News

Thailand's Purported Hannibal Lecter to Receive Proper Burial After 60-Plus Years in a Glass Display Case

The university that displayed his body to the public for decades made the announcement amid a wave of skepticism as to the guilt of Si Quey Sae-Ung, a bogeyman to generations of Thai kids.
si quey canva
Si Quey's partially mummified remains on display. Photo: Wikimedia Commons / Bobby

For generations of Thai schoolchildren, Si Quey Sae-Ung was a source of nightmares, the bogeyman that their parents warned them about. “Misbehave and he’ll eat your organs,” the stories go.

Now, more than 60 years after his arrest and subsequent execution, the Chinese immigrant from Shantou city will be moved from his posthumous prison—a glass display cabinet in a Bangkok medical museum where he had become a popular attraction—and finally laid to rest at an undisclosed location, The Nation reports.

Advertisement

“Si Quey Sae-Ung will finally be given a proper funeral on Thursday,” said medical officials from the Siriraj Hospital at Mahidol University, which has held Si Quey’s badly-deteriorated body for decades after performing autopsy studies.

Si Quey, allegedly Thailand’s most notorious serial killer, looms large in the local consciousness, and has been portrayed as a vicious child cannibal in movies and books. However, as the years wore on, some have questioned whether he committed the crimes he was accused of, or whether—as a Chinese immigrant who spoke little Thai at the height of Cold War anti-China sentiment—he was merely a convenient scapegoat.

Si Quey was arrested in 1958 on suspicion of the deaths of seven children from across the country, and a widely publicized nine-day trial saw him confess—mostly through a translator—to the murder charges. He was executed the following year by firing squad, and his body donated to science.

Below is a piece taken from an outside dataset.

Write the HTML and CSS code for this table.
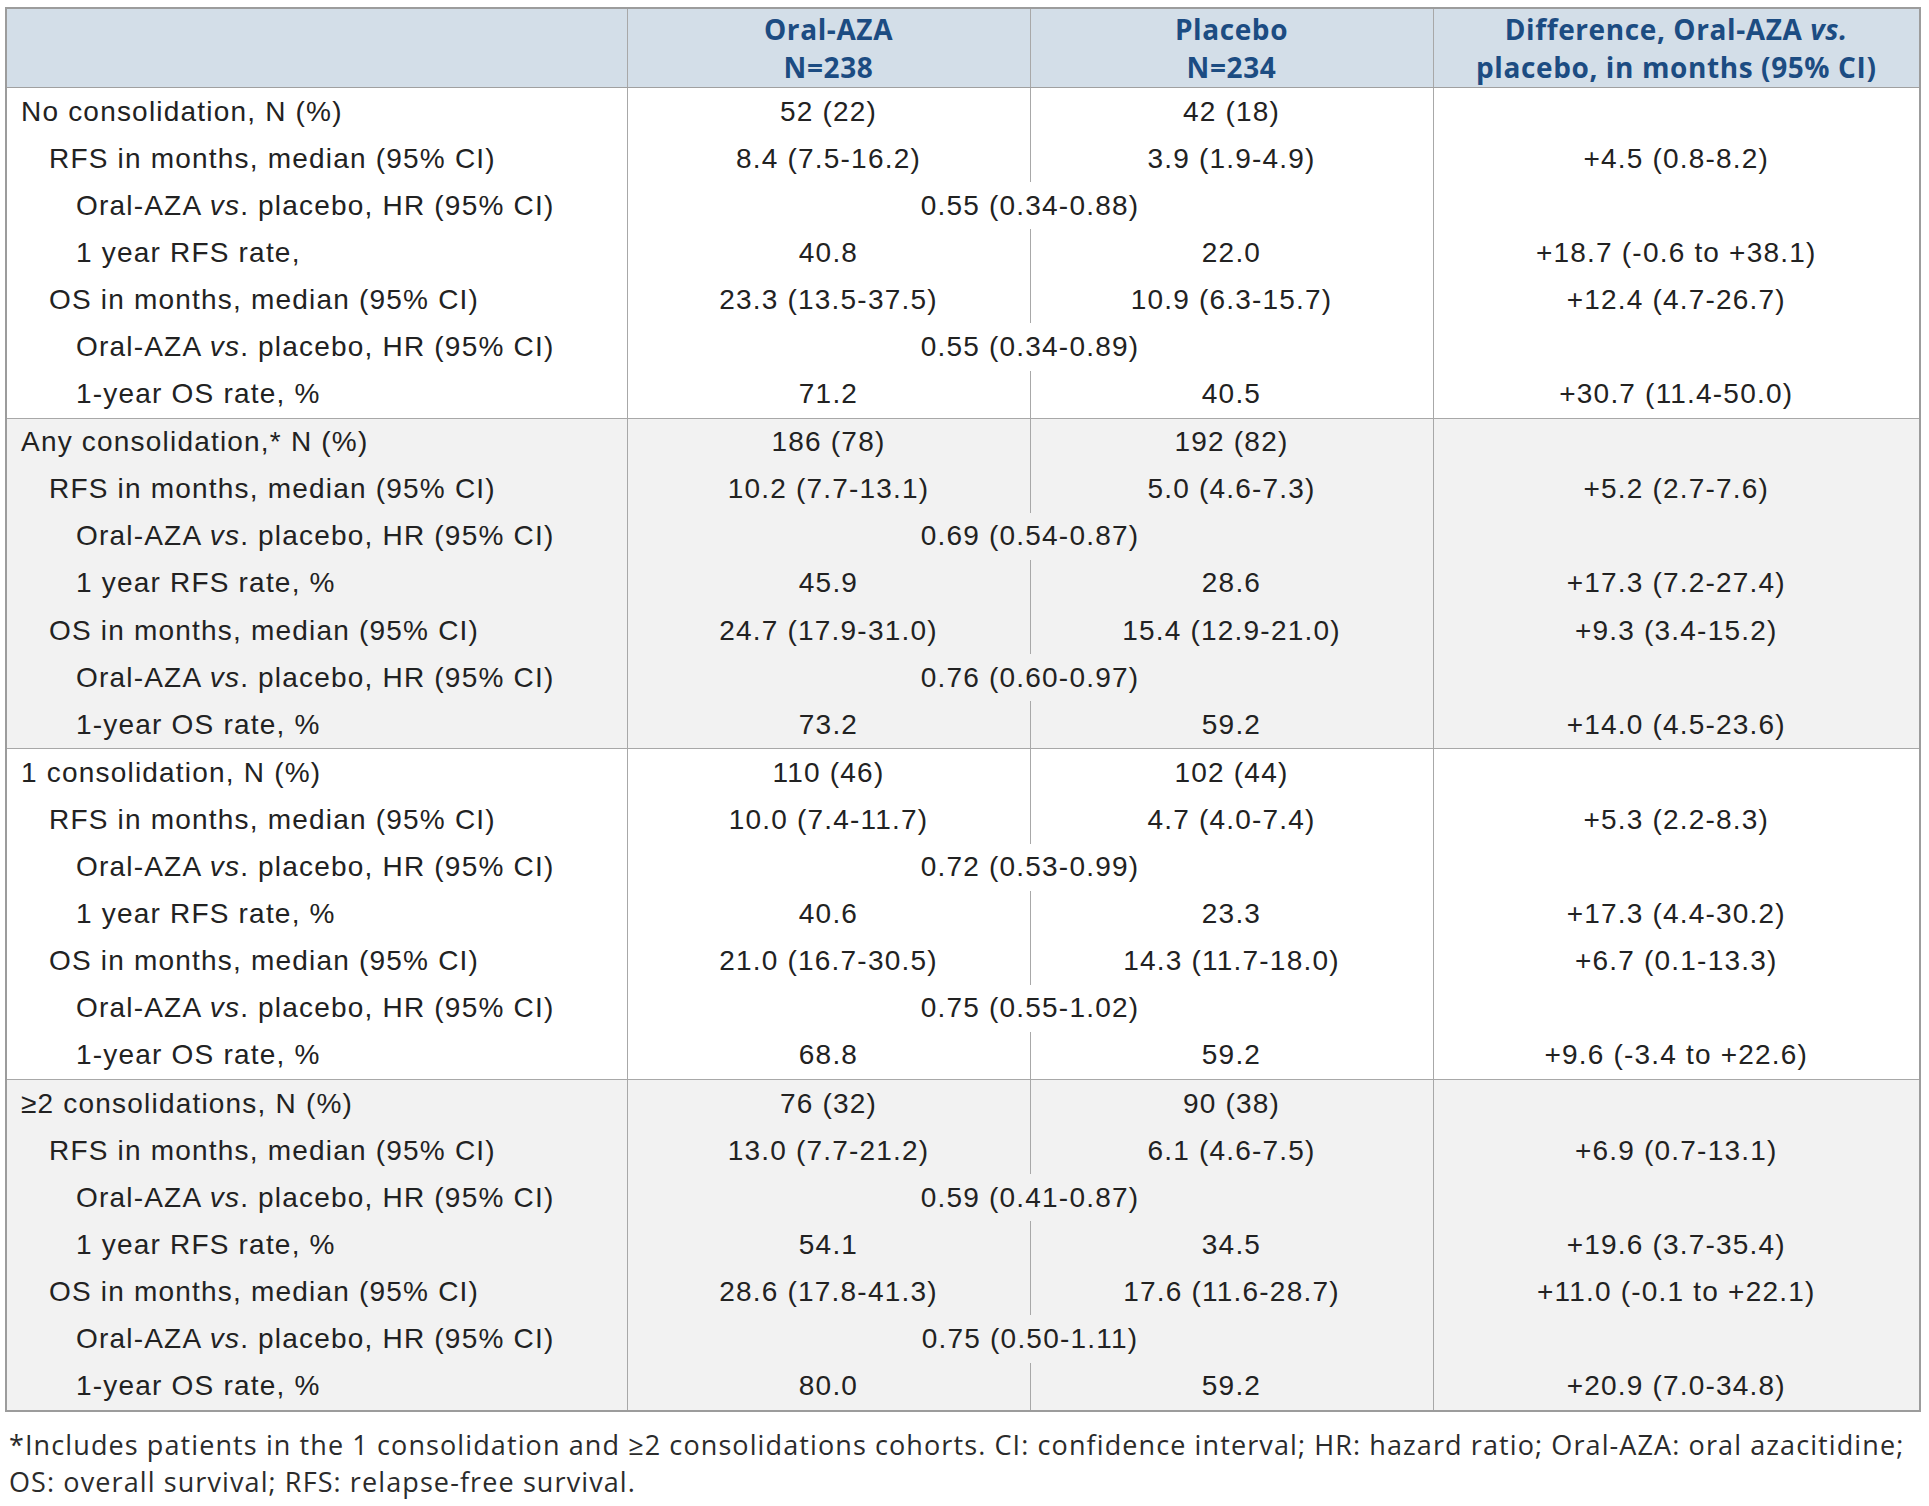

His conviction, according to a 2016 Khaosod retrospective on his case, was based entirely on his confession, but in recent years people have increasingly questioned how Si Quey, dirt-poor and not conversant in the language, could have traveled so widely to kill his victims.

His confessions, for one thing, allegedly conflicted with the evidence, with Thai historian Wasana Wongsurawat telling the South China Morning Post last year that "the legal system failed him."

“Si Quey was denied due process," Wasana said.

A Thai PBS documentary from 2018 explored an alternative theory for the killings, positing that the actual perpetrator may have been a relative of an influential local official, whom locals at the time had allegedly blamed.

In light of the lack of definitive evidence, last year netizens launched online petitions calling for Si Quey to be removed from his case and given a proper burial. Mahidol University ultimately relented, first removing the tag from his display case labeling him cannibal, and now agreeing to give him a proper funeral.